#### WORK INSTRUCTIONS:
Please find all lines in the data that hold the string "this" and copy them.

[Start of MATERIAL PROVIDED]

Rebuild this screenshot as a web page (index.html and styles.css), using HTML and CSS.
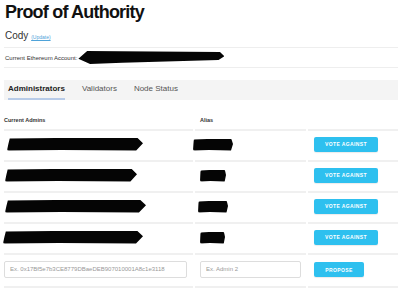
FILE: index.html
```html
<!DOCTYPE html>
<html lang="en">
<head>
  <meta charset="UTF-8">
  <title>Proof of Authority</title>
  <link rel="stylesheet" href="styles.css">
</head>
<body>
  <div class="container">
    <h1>Proof of Authority</h1>

    <div class="user">Cody <a href="#" class="update-link">(Update)</a></div>

    <div class="account">
      Current Ethereum Account: <span class="redact account-redact"></span>
    </div>

    <ul class="tabs">
      <li class="tab active">Administrators</li>
      <li class="tab">Validators</li>
      <li class="tab">Node Status</li>
    </ul>

    <table class="admins">
      <thead>
        <tr>
          <th class="col-addr">Current Admins</th>
          <th class="col-alias">Alias</th>
          <th class="col-action"></th>
        </tr>
      </thead>
      <tbody>
        <tr>
          <td class="col-addr"><span class="redact addr" style="width: 136px; margin-left: 3px;"></span></td>
          <td class="col-alias"><span class="redact alias" style="width: 40px; margin-left: -7px;"></span></td>
          <td class="col-action"><button class="btn">VOTE AGAINST</button></td>
        </tr>
        <tr>
          <td class="col-addr"><span class="redact addr" style="width: 132px; margin-left: 1px;"></span></td>
          <td class="col-alias"><span class="redact alias" style="width: 26px;"></span></td>
          <td class="col-action"><button class="btn">VOTE AGAINST</button></td>
        </tr>
        <tr>
          <td class="col-addr"><span class="redact addr" style="width: 141px; margin-left: 1px;"></span></td>
          <td class="col-alias"><span class="redact alias" style="width: 30px; margin-left: -2px;"></span></td>
          <td class="col-action"><button class="btn">VOTE AGAINST</button></td>
        </tr>
        <tr>
          <td class="col-addr"><span class="redact addr" style="width: 140px; margin-left: -1px;"></span></td>
          <td class="col-alias"><span class="redact alias" style="width: 25px;"></span></td>
          <td class="col-action"><button class="btn">VOTE AGAINST</button></td>
        </tr>
        <tr class="propose-row">
          <td class="col-addr"><input type="text" class="field field-addr" placeholder="Ex. 0x17Bf5e7b3CE8779DBaeDEB907010001A8c1e3118"></td>
          <td class="col-alias"><input type="text" class="field field-alias" placeholder="Ex. Admin 2"></td>
          <td class="col-action"><button class="btn btn-propose">PROPOSE</button></td>
        </tr>
      </tbody>
    </table>
  </div>
</body>
</html>
```

FILE: styles.css
```css
body {
  margin: 0;
  font-family: "Liberation Sans", Arial, sans-serif;
  color: #222;
  background-color: white;
}
.container {
  padding: 0 2px 0 4px;
}
h1 {
  margin: 0;
  padding: 1px 0 0 1px;
  font-size: 18px;
  line-height: 22px;
  font-weight: bold;
  letter-spacing: -0.8px;
  color: #111;
}
.user {
  margin-top: 6px;
  font-size: 10px;
  line-height: 14px;
  color: #333;
  padding: 0 0 3px 1px;
  border-bottom: 1px solid #eee;
}
.update-link {
  font-size: 5px;
  color: #4fa3d9;
}
.account {
  display: flex;
  align-items: center;
  height: 19px;
  padding-left: 1px;
  font-size: 6px;
  color: #333;
  border-bottom: 1px solid #eee;
}
.redact {
  display: inline-block;
  background-color: #050505;
  height: 12px;
  border-radius: 2px;
  clip-path: polygon(2% 8%, 70% 0, 96% 4%, 100% 45%, 95% 100%, 40% 96%, 0 100%, 1% 50%);
}
.account-redact {
  width: 146px;
  height: 13px;
  margin-left: 1px;
  clip-path: polygon(6% 0, 97% 8%, 100% 40%, 96% 70%, 30% 90%, 8% 100%, 0 60%);
}
.tabs {
  list-style: none;
  margin: 12px 0 0;
  padding: 0 0 0 4px;
  display: flex;
  background-color: #f4f4f4;
  height: 20px;
}
.tab {
  font-size: 8px;
  line-height: 18px;
  color: #555;
  margin-right: 17px;
  border-bottom: 2px solid transparent;
}
.tab.active {
  color: #222;
  font-weight: bold;
  border-bottom-color: #b7cbe8;
}
.admins {
  width: calc(100% + 4px);
  margin: 11px -2px 0;
  border-collapse: separate;
  border-spacing: 2px 0;
}
.admins th {
  text-align: left;
  font-size: 5.5px;
  font-weight: bold;
  color: #333;
  height: 18px;
  border-bottom: 2px solid #f0f0f0;
  padding: 0;
}
.admins td {
  height: 29px;
  padding: 0;
  border-bottom: 2px solid #f0f0f0;
  vertical-align: middle;
}
.col-addr {
  width: 189px;
}
.col-alias {
  width: 106px;
  padding-left: 5px !important;
}
.col-action {
  padding-left: 6px !important;
}
.addr {
  height: 13px;
}
.alias {
  height: 12px;
}
.btn {
  display: block;
  width: 64px;
  height: 15px;
  margin-top: -3px;
  border: none;
  border-radius: 2px;
  background-color: #2ec0ef;
  color: white;
  font-family: "Liberation Sans", Arial, sans-serif;
  font-size: 5px;
  font-weight: bold;
  letter-spacing: 0.4px;
  box-shadow: 0 1px 1px rgba(0, 0, 0, 0.08);
  cursor: pointer;
}
.btn-propose {
  width: 50px;
  margin-top: -2px;
}
.propose-row td {
  height: 31px;
}
.field {
  display: block;
  box-sizing: border-box;
  height: 17px;
  margin-top: -3px;
  border: 1px solid #ddd;
  border-radius: 2px;
  padding: 0 5px;
  font-family: "Liberation Sans", Arial, sans-serif;
  font-size: 6px;
  color: #555;
}
.field::placeholder {
  color: #999;
}
.field-addr {
  width: 183px;
}
.field-alias {
  width: 101px;
}
```
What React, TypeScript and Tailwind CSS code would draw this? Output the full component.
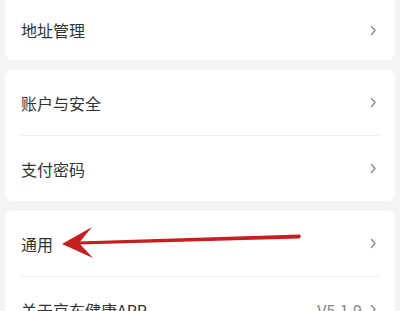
const font = "font-['Noto_Sans_CJK_SC','Noto_Sans',sans-serif]";

type Row = { label: string; extra?: string };

const Chevron = () => (
  <svg width="7" height="11" viewBox="0 0 7 11" className="shrink-0">
    <path d="M1.5 1.5 L5 5.5 L1.5 9.5" fill="none" stroke="#8c8c8c" strokeWidth="1.4" strokeLinecap="round" strokeLinejoin="round" />
  </svg>
);

const Card = ({ rows, rowH = "h-[65px]", className = "" }: { rows: Row[]; rowH?: string; className?: string }) => (
  <div className={`mx-[5px] rounded-[8px] bg-white ${className}`}>
    {rows.map((r, i) => (
      <div key={r.label}>
        {i > 0 && <div className="mx-[16px] h-px bg-[#ededed]" />}
        <div className={`flex items-center pl-[16px] pr-[18px] ${rowH}`}>
          <span className="flex-1 text-[16px] text-[#333]">{r.label}</span>
          {r.extra && <span className="mr-[8px] text-[16px] text-[#888]">{r.extra}</span>}
          <Chevron />
        </div>
      </div>
    ))}
  </div>
);

export default function App() {
  return (
    <div className={`relative h-[311px] w-[400px] overflow-hidden bg-[#f4f4f4] ${font}`}>
      <div className="flex flex-col gap-[10px]">
        <Card rows={[{ label: "地址管理" }]} rowH="h-[60px]" className="!rounded-t-none" />
        <Card rows={[{ label: "账户与安全" }, { label: "支付密码" }]} />
        <Card rows={[{ label: "通用" }, { label: "关于京东健康APP", extra: "V5.1.9" }]} />
      </div>
      <svg className="pointer-events-none absolute left-0 top-0" width="400" height="311" viewBox="0 0 400 311">
        <path d="M300 234.5 L301 236.5 L299.5 238.5 L80 244.5 L78 241.5 Z" fill="#c3201f" />
        <path d="M62 244 L92 227 L79 243 L93 258 Z" fill="#c3201f" />
      </svg>
    </div>
  );
}
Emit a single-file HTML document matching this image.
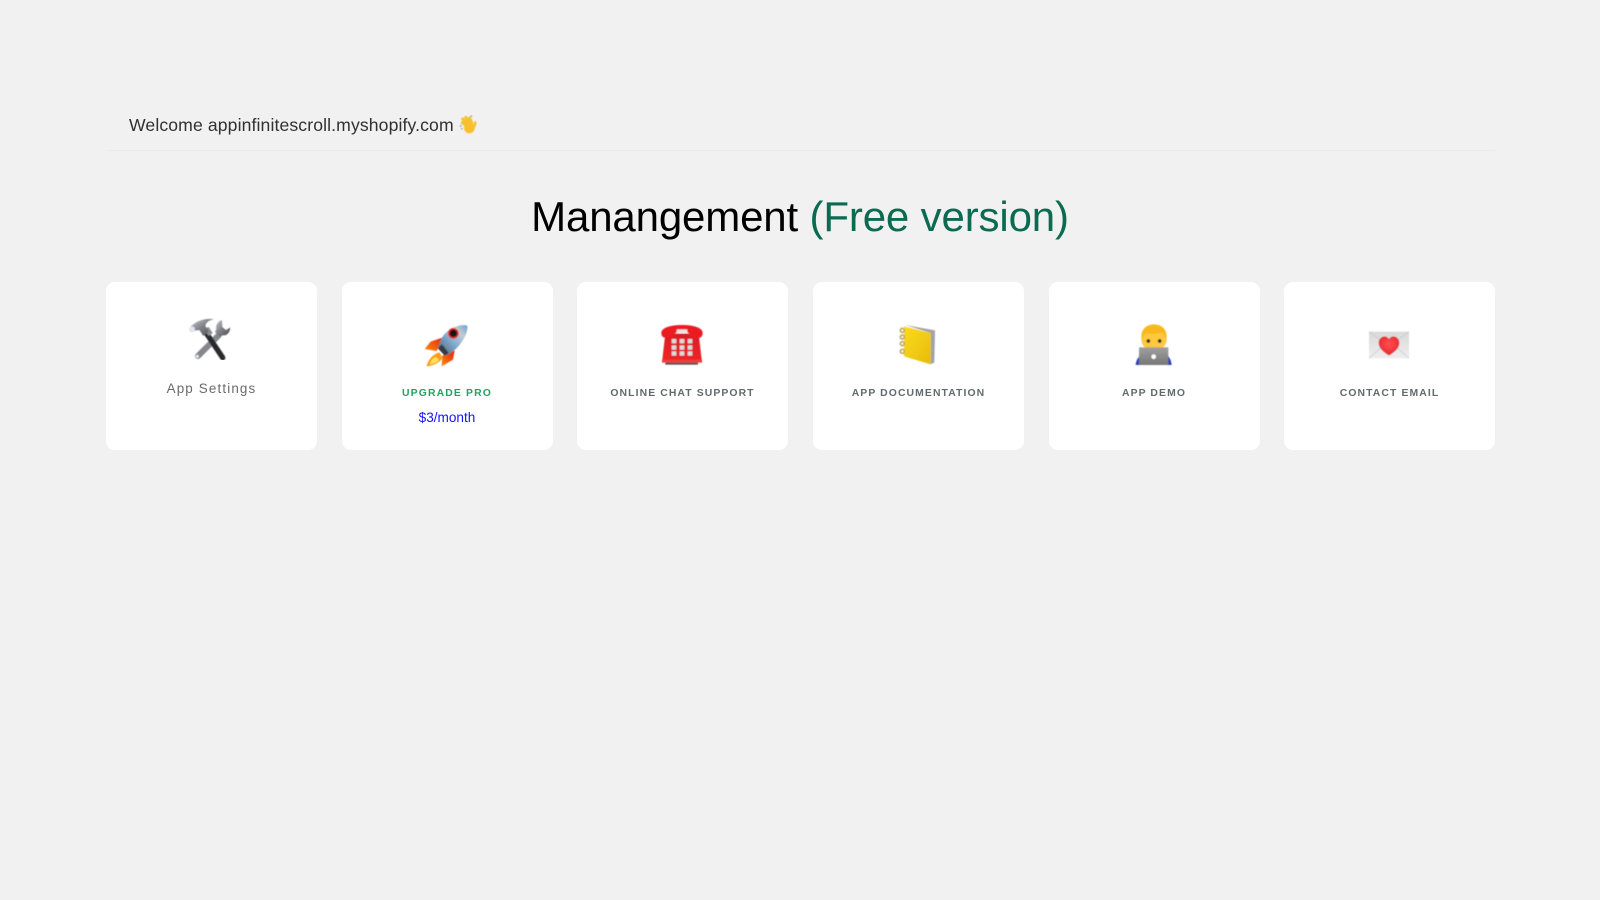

[End of MATERIAL PROVIDED]

#### ANSWER:
Rebuild this screenshot as a web page (index.html and styles.css), using HTML and CSS.
What React, TypeScript and Tailwind CSS code would draw this? Output the full component.
Emit a single-file HTML document matching this image.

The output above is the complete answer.